--- Start Provided records ---
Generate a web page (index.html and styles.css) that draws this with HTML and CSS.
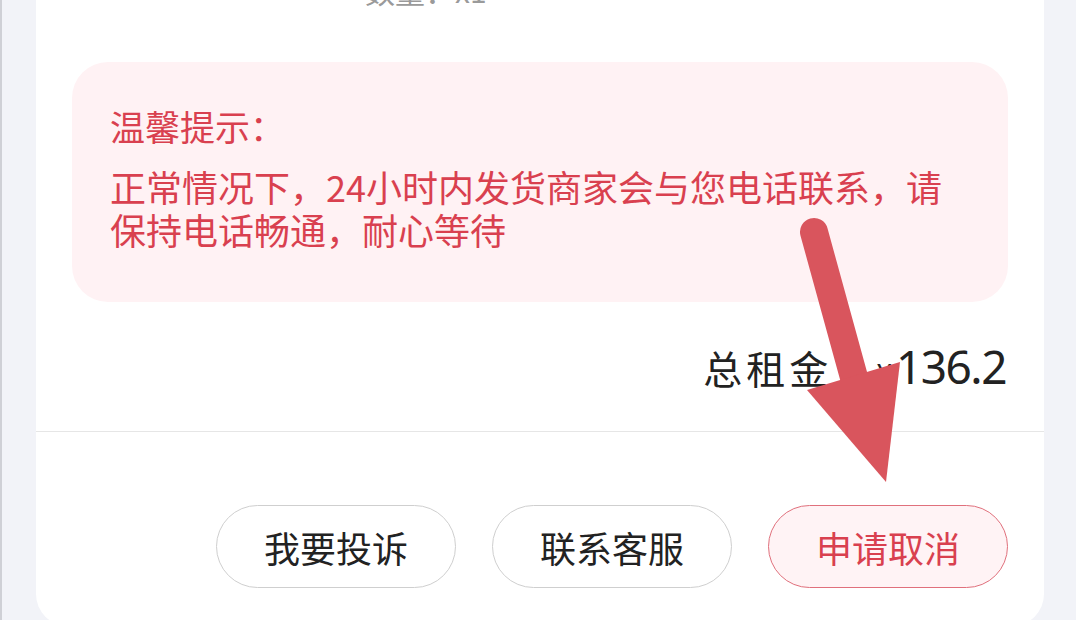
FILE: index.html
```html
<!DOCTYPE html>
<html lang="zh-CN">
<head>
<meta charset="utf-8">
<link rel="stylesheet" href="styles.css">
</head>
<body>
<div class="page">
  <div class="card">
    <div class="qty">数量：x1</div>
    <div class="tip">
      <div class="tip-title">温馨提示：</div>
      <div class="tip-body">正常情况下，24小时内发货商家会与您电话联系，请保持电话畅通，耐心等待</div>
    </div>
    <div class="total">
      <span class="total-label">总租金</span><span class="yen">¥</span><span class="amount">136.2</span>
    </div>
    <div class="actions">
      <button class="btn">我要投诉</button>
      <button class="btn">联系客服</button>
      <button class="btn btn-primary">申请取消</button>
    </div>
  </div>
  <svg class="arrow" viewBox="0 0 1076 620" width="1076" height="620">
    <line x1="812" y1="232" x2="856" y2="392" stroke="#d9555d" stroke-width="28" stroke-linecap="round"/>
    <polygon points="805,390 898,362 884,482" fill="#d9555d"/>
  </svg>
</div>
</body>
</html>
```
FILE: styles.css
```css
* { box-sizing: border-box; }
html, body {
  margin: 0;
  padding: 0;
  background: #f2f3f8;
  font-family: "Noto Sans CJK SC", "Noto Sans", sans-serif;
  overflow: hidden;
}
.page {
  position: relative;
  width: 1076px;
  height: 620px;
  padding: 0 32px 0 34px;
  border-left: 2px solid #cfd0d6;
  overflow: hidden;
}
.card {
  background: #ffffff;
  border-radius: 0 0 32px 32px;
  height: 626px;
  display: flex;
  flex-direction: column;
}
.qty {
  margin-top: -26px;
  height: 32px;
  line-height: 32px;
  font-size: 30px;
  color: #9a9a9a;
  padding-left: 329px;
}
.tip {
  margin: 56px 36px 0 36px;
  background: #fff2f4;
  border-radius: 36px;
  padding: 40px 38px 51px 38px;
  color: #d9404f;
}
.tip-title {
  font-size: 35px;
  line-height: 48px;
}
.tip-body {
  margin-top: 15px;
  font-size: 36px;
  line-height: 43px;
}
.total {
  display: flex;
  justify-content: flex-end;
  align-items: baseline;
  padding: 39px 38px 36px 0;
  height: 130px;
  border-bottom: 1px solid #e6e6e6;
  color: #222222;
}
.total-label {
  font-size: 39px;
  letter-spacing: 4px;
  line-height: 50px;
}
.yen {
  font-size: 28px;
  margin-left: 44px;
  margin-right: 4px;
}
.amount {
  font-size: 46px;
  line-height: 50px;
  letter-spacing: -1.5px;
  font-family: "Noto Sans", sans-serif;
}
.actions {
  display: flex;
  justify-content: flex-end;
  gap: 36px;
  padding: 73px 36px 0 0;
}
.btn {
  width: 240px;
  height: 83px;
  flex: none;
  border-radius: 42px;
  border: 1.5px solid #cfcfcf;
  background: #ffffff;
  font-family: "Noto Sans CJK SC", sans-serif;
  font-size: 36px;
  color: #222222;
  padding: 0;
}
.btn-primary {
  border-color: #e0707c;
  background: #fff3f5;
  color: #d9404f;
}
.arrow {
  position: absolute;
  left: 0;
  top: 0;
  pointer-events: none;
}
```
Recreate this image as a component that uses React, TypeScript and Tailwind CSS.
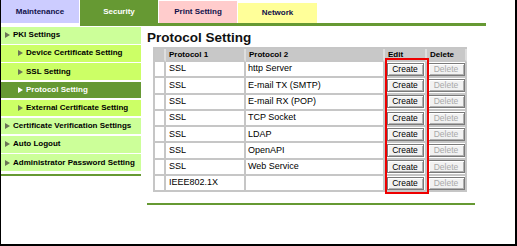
--- End Provided records ---
Short exercise >>
Retype all the records shown above, character for character. Omit every picture.

Output below >>
Generate a web page (index.html and styles.css) that draws this with HTML and CSS.
FILE: index.html
```html
<!DOCTYPE html>
<html lang="zh-CN">
<head>
<meta charset="utf-8">
<link rel="stylesheet" href="styles.css">
</head>
<body>
<div class="page">
  <div class="card">
    <div class="qty">数量：x1</div>
    <div class="tip">
      <div class="tip-title">温馨提示：</div>
      <div class="tip-body">正常情况下，24小时内发货商家会与您电话联系，请保持电话畅通，耐心等待</div>
    </div>
    <div class="total">
      <span class="total-label">总租金</span><span class="yen">¥</span><span class="amount">136.2</span>
    </div>
    <div class="actions">
      <button class="btn">我要投诉</button>
      <button class="btn">联系客服</button>
      <button class="btn btn-primary">申请取消</button>
    </div>
  </div>
  <svg class="arrow" viewBox="0 0 1076 620" width="1076" height="620">
    <line x1="812" y1="232" x2="856" y2="392" stroke="#d9555d" stroke-width="28" stroke-linecap="round"/>
    <polygon points="805,390 898,362 884,482" fill="#d9555d"/>
  </svg>
</div>
</body>
</html>
```
FILE: styles.css
```css
* { box-sizing: border-box; }
html, body {
  margin: 0;
  padding: 0;
  background: #f2f3f8;
  font-family: "Noto Sans CJK SC", "Noto Sans", sans-serif;
  overflow: hidden;
}
.page {
  position: relative;
  width: 1076px;
  height: 620px;
  padding: 0 32px 0 34px;
  border-left: 2px solid #cfd0d6;
  overflow: hidden;
}
.card {
  background: #ffffff;
  border-radius: 0 0 32px 32px;
  height: 626px;
  display: flex;
  flex-direction: column;
}
.qty {
  margin-top: -26px;
  height: 32px;
  line-height: 32px;
  font-size: 30px;
  color: #9a9a9a;
  padding-left: 329px;
}
.tip {
  margin: 56px 36px 0 36px;
  background: #fff2f4;
  border-radius: 36px;
  padding: 40px 38px 51px 38px;
  color: #d9404f;
}
.tip-title {
  font-size: 35px;
  line-height: 48px;
}
.tip-body {
  margin-top: 15px;
  font-size: 36px;
  line-height: 43px;
}
.total {
  display: flex;
  justify-content: flex-end;
  align-items: baseline;
  padding: 39px 38px 36px 0;
  height: 130px;
  border-bottom: 1px solid #e6e6e6;
  color: #222222;
}
.total-label {
  font-size: 39px;
  letter-spacing: 4px;
  line-height: 50px;
}
.yen {
  font-size: 28px;
  margin-left: 44px;
  margin-right: 4px;
}
.amount {
  font-size: 46px;
  line-height: 50px;
  letter-spacing: -1.5px;
  font-family: "Noto Sans", sans-serif;
}
.actions {
  display: flex;
  justify-content: flex-end;
  gap: 36px;
  padding: 73px 36px 0 0;
}
.btn {
  width: 240px;
  height: 83px;
  flex: none;
  border-radius: 42px;
  border: 1.5px solid #cfcfcf;
  background: #ffffff;
  font-family: "Noto Sans CJK SC", sans-serif;
  font-size: 36px;
  color: #222222;
  padding: 0;
}
.btn-primary {
  border-color: #e0707c;
  background: #fff3f5;
  color: #d9404f;
}
.arrow {
  position: absolute;
  left: 0;
  top: 0;
  pointer-events: none;
}
```
Recreate this image as a component that uses React, TypeScript and Tailwind CSS.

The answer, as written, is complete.